══ Extracted material ══

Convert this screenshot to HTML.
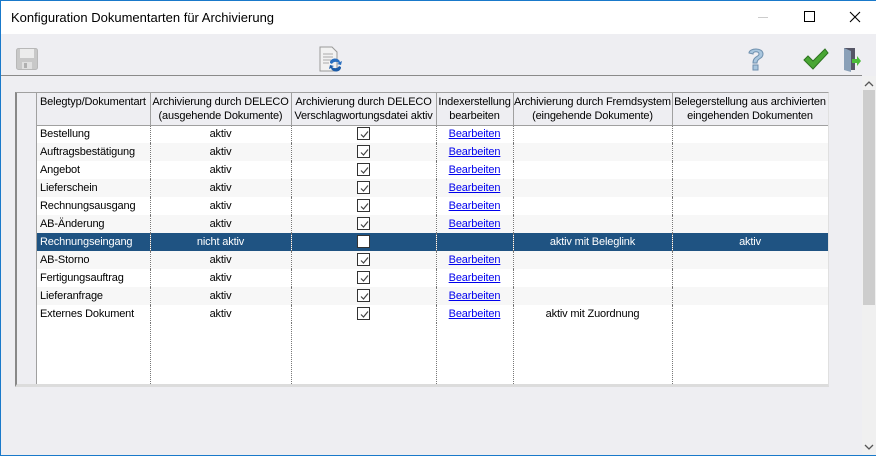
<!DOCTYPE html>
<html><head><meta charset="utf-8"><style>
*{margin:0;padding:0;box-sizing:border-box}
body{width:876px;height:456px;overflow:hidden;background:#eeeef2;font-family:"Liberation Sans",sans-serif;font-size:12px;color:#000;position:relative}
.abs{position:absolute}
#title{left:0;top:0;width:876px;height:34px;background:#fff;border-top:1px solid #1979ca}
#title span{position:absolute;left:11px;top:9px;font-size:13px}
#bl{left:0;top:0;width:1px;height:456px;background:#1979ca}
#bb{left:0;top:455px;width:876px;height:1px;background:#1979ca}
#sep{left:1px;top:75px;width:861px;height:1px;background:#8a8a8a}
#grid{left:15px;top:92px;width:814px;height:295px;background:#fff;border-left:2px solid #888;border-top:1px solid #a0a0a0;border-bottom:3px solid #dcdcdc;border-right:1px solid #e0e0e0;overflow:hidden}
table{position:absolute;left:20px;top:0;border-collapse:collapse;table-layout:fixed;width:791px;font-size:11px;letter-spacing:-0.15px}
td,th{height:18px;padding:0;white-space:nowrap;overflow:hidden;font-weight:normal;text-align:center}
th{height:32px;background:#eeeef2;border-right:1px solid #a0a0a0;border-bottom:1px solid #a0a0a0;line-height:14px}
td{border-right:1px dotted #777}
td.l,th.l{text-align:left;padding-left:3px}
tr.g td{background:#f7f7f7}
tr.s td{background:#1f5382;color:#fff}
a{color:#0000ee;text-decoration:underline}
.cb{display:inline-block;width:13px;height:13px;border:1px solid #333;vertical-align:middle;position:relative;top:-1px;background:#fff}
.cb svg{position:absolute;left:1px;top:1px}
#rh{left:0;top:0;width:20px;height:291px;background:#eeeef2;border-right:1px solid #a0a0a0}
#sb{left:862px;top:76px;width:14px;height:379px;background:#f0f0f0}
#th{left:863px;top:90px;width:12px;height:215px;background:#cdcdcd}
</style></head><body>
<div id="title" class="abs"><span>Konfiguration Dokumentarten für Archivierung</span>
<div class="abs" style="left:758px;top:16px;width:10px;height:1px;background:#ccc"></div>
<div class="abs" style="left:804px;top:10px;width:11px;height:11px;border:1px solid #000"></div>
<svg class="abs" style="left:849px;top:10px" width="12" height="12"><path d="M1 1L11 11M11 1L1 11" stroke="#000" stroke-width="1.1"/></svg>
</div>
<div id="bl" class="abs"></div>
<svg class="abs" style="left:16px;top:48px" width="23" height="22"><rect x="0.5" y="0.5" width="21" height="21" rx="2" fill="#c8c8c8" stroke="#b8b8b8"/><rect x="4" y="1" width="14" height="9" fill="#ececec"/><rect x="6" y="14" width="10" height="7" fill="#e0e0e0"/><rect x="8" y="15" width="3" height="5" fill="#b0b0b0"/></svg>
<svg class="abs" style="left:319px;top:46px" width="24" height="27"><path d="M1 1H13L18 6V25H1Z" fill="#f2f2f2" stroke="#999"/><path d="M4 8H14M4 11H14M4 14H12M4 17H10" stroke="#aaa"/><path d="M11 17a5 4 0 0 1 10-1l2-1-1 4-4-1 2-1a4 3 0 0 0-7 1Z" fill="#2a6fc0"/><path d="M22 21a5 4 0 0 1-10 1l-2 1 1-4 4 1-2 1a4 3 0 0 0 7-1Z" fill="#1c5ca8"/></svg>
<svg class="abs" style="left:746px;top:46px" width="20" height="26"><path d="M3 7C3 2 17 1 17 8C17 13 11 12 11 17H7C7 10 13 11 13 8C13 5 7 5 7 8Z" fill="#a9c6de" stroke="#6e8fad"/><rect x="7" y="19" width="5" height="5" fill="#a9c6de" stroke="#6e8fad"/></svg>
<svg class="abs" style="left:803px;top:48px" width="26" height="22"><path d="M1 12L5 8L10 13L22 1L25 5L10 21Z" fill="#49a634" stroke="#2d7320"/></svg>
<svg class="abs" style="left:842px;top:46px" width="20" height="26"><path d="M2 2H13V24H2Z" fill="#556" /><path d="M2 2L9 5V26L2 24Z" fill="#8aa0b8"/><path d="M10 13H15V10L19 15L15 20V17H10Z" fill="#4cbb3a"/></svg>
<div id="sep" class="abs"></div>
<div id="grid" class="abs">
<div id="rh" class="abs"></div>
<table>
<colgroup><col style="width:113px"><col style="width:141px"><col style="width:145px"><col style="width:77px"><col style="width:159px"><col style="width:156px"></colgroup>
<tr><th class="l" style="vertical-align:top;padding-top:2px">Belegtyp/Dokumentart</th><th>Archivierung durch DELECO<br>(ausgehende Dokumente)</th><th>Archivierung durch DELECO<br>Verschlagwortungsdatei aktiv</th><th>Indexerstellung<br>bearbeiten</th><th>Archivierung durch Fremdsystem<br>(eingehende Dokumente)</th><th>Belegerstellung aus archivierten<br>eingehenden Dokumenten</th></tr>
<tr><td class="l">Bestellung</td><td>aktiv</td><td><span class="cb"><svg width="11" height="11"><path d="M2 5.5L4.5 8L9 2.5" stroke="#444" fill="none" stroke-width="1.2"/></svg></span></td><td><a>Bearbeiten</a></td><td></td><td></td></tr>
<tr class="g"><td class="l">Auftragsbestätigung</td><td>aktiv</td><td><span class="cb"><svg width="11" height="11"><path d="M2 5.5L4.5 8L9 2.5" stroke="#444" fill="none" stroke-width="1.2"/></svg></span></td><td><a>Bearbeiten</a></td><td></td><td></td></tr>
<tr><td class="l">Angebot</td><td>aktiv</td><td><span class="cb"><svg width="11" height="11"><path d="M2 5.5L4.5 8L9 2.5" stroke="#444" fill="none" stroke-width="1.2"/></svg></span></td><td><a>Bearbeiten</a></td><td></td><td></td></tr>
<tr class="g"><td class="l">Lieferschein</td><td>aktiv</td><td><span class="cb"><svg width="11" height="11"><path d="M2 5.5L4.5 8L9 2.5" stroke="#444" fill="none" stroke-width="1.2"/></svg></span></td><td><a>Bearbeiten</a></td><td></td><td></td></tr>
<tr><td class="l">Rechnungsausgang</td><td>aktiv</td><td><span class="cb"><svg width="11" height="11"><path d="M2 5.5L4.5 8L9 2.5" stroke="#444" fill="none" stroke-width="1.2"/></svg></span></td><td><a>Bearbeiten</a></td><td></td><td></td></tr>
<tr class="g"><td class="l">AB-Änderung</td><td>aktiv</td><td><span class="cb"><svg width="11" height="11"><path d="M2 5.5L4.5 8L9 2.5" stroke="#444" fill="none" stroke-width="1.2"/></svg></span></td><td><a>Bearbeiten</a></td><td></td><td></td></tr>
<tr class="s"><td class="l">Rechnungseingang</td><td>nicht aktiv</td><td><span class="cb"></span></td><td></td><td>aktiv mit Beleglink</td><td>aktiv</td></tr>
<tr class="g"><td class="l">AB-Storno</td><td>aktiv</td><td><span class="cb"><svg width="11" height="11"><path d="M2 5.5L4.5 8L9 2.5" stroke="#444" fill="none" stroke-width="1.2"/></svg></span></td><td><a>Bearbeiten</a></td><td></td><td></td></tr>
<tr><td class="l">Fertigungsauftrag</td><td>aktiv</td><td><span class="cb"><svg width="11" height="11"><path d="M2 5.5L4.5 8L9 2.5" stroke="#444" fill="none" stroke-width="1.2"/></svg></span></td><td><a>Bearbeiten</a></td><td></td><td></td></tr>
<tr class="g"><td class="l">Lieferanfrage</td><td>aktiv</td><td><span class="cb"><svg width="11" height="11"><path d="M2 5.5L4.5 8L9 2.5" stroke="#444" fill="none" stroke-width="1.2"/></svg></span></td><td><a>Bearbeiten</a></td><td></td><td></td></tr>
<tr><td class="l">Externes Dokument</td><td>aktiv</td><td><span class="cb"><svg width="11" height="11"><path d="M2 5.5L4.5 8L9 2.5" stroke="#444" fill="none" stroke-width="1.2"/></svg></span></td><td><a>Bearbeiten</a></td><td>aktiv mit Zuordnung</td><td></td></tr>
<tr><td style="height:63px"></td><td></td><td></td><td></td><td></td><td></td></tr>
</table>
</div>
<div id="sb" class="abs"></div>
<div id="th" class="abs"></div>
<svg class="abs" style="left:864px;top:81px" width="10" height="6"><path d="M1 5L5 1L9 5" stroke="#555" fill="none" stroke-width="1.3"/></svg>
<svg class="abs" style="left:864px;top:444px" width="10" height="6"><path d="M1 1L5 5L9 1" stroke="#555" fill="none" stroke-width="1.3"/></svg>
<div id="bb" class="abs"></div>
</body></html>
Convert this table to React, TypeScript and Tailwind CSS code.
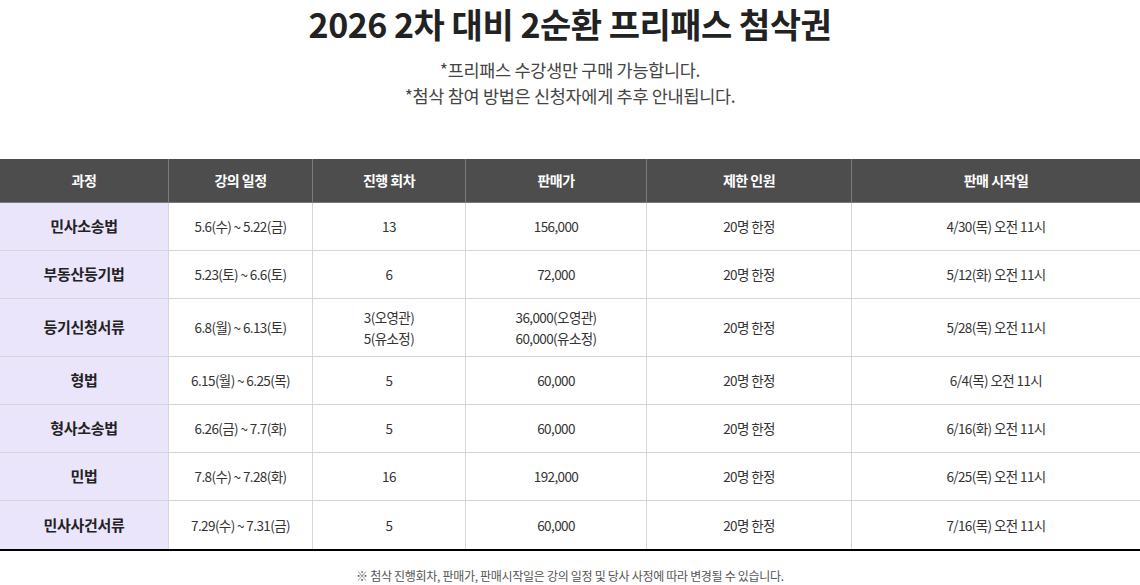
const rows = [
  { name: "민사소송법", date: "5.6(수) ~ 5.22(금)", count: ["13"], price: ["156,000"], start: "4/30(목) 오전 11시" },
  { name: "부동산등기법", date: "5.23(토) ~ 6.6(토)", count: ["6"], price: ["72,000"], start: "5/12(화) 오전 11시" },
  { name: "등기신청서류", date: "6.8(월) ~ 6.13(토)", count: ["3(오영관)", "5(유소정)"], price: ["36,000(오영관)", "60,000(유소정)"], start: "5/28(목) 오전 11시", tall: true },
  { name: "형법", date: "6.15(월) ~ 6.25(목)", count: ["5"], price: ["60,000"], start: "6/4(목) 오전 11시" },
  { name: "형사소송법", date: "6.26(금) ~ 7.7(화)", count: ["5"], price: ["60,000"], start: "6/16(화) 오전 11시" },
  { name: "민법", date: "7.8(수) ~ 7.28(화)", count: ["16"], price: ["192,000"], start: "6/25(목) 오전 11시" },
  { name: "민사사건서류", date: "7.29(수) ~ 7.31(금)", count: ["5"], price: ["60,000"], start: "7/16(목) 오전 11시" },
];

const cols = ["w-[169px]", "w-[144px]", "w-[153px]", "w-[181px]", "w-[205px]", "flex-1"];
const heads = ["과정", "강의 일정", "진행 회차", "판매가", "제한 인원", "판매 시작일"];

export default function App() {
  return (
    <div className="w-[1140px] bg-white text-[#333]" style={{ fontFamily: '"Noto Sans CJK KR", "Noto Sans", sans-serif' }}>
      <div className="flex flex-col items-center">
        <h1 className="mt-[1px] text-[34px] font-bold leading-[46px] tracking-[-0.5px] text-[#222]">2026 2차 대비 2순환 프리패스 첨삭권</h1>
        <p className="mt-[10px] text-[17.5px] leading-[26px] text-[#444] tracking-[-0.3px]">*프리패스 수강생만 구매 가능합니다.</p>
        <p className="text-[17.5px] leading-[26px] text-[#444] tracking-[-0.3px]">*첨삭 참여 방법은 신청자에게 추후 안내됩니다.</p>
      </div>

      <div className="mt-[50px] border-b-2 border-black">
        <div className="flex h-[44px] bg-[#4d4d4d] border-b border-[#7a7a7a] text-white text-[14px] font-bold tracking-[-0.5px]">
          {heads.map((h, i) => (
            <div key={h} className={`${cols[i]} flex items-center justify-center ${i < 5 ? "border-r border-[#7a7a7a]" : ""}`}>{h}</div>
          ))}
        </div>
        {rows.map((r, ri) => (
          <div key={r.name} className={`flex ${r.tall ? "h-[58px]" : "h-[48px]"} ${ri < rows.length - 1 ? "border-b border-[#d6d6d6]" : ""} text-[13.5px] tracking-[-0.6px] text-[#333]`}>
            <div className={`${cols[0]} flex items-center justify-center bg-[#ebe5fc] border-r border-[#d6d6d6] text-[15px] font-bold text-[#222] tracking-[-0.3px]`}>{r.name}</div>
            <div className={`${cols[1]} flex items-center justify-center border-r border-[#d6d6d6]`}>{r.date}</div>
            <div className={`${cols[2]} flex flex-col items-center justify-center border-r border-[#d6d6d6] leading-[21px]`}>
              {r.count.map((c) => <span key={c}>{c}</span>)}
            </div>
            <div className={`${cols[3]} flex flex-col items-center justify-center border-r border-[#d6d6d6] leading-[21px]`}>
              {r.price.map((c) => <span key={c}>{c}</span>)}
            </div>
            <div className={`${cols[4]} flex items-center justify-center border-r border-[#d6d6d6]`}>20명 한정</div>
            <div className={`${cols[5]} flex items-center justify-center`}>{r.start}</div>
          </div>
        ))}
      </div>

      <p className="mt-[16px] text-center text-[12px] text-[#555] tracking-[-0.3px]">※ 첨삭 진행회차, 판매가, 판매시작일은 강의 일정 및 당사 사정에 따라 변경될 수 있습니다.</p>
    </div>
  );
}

═══

> **What this task involves**
Only lines with "Convert" are wanted here; list each of them.

> **Output for this task**
Convert this screenshot to HTML.
Convert this table to React, TypeScript and Tailwind CSS code.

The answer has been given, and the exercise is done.